[Start of Data for the task]

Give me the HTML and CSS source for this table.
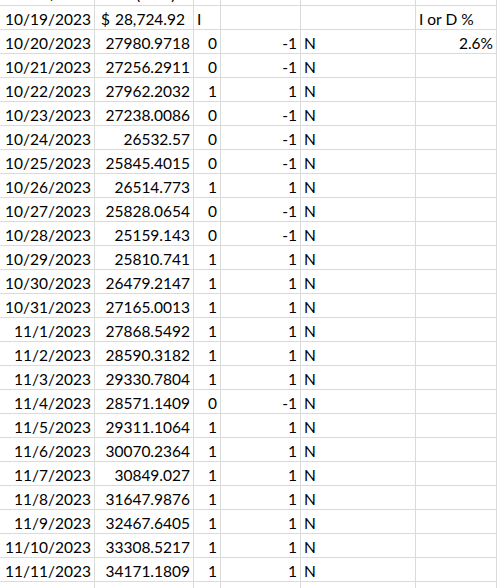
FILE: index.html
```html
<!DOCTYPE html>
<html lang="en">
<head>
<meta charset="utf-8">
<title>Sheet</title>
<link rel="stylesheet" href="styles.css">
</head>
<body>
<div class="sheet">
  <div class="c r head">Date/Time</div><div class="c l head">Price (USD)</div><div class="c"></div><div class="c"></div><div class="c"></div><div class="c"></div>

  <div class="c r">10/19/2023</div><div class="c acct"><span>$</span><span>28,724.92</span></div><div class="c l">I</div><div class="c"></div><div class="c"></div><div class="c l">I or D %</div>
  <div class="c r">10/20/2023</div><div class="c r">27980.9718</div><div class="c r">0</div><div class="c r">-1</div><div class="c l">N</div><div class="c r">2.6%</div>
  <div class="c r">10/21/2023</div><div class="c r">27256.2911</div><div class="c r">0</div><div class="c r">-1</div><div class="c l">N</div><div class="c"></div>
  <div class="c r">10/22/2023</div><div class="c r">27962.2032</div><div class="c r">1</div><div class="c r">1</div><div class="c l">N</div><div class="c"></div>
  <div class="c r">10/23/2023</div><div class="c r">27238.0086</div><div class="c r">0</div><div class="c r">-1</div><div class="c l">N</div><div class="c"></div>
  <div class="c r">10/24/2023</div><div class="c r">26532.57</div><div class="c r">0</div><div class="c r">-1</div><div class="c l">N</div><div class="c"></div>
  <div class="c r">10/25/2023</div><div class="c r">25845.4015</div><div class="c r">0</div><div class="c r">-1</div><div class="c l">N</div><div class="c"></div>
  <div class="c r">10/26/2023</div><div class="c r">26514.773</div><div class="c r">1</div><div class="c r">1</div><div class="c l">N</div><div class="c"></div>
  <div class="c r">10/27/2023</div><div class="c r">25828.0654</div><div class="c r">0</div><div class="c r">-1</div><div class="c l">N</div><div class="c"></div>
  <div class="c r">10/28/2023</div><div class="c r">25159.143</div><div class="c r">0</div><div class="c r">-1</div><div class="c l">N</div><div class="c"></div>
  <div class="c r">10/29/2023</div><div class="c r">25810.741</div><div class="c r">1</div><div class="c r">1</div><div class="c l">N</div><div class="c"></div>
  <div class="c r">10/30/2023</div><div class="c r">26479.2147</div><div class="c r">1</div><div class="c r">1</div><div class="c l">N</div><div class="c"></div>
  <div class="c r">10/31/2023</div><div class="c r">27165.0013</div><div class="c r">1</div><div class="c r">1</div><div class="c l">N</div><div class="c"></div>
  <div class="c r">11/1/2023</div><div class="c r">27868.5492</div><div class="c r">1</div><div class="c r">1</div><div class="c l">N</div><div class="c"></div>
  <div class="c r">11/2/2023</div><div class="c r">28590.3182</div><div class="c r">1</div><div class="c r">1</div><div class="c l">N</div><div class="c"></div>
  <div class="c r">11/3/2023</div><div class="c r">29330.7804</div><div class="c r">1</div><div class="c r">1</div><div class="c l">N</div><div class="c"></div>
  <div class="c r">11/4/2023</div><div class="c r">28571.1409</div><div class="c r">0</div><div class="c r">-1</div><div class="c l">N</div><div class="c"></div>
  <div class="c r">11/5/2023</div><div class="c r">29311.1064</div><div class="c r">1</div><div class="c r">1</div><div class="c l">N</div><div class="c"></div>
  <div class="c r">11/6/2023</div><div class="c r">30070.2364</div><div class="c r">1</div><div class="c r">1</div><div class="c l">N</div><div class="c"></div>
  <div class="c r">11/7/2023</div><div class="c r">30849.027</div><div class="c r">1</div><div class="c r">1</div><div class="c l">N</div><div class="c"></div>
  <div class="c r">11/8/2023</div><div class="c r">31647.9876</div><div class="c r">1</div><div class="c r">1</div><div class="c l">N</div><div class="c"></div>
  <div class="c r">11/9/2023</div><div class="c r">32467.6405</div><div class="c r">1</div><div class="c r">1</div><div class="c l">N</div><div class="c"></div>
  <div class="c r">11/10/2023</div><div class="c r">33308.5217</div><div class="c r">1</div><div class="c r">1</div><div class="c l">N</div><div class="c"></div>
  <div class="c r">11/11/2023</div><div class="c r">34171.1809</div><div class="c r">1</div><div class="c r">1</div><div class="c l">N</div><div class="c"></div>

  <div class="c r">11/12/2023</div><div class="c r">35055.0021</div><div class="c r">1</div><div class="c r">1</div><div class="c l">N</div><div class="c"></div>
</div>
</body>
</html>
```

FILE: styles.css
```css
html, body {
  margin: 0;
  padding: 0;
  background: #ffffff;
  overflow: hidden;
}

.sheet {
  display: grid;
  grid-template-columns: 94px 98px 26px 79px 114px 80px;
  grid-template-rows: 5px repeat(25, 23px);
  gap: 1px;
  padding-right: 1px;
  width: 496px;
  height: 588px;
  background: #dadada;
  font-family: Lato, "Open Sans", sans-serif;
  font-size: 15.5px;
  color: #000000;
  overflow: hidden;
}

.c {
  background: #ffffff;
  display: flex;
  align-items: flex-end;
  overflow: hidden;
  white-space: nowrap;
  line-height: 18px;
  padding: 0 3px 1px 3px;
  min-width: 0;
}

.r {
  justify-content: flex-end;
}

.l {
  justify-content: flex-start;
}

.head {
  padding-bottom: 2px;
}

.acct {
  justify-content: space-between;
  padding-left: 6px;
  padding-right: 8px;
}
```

[End of Data for the task]
[Start of Data for the task]

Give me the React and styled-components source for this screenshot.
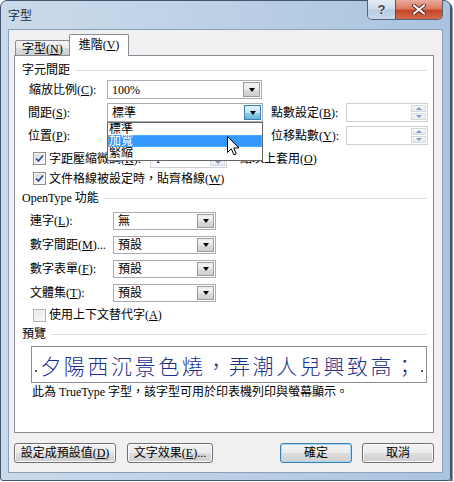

[End of Data for the task]
[Start of Data for the task]

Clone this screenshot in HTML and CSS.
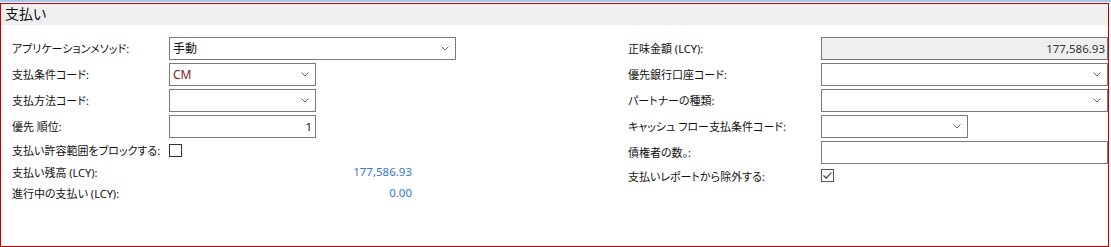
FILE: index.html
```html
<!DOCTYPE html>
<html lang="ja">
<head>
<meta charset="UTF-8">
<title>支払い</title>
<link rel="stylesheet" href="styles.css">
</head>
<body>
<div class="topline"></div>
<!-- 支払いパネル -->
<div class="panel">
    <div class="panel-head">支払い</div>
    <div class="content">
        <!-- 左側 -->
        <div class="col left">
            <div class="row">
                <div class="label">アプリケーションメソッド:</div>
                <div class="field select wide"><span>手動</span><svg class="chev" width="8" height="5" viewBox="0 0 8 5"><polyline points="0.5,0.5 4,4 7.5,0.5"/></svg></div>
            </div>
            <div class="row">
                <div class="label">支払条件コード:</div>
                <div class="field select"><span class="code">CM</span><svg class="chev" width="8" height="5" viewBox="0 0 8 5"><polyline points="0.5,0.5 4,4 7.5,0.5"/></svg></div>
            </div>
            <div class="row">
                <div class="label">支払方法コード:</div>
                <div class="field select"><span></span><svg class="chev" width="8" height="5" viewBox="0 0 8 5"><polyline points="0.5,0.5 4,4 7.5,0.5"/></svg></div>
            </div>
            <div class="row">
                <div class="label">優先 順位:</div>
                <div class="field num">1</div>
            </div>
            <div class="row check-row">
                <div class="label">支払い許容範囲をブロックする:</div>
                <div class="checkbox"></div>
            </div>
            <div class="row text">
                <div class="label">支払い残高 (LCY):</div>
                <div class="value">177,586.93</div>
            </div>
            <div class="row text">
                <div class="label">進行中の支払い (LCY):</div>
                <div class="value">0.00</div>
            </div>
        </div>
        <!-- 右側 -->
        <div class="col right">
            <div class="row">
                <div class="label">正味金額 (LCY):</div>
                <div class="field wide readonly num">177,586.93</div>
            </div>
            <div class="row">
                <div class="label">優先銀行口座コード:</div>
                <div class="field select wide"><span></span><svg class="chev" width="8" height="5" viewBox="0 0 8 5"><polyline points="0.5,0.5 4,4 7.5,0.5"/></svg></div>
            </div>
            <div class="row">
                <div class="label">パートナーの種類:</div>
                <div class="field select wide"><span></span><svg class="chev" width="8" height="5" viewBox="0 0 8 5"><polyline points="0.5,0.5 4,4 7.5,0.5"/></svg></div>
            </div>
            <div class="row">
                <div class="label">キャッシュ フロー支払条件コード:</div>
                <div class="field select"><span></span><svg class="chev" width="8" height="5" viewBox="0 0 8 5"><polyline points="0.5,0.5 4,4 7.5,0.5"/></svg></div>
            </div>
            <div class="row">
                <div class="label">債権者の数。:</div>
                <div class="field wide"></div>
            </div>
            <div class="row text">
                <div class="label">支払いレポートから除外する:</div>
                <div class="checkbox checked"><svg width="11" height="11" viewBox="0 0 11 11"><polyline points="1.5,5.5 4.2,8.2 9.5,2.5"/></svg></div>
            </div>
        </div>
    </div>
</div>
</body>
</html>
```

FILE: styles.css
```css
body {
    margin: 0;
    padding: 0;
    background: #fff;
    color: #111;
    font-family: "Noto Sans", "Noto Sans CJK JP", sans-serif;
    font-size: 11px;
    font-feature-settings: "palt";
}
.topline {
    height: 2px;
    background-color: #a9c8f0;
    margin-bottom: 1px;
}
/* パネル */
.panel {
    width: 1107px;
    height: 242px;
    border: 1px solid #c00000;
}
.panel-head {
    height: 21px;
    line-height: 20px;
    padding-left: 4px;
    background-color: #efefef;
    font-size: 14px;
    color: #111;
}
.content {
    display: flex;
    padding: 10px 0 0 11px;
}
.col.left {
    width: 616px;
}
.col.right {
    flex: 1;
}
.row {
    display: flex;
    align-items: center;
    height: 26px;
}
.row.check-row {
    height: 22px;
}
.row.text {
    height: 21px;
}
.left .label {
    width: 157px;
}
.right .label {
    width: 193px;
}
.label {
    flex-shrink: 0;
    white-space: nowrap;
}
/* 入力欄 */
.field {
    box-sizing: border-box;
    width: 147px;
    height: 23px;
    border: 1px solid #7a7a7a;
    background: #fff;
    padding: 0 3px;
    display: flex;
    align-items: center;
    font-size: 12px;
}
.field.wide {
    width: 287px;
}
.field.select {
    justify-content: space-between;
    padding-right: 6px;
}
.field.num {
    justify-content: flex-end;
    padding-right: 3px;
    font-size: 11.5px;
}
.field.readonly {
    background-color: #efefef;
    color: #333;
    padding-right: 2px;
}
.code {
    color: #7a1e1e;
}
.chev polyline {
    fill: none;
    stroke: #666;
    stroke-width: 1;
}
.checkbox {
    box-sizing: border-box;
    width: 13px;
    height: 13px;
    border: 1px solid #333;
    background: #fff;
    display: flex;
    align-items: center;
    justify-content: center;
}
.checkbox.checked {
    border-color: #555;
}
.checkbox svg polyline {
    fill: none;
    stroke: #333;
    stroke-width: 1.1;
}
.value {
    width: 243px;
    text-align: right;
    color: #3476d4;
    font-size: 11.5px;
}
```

[End of Data for the task]

### Problem description:
How many lines of the entries above hold the string "screenshot"? Reply with the number alone.

### Exercise solution:
2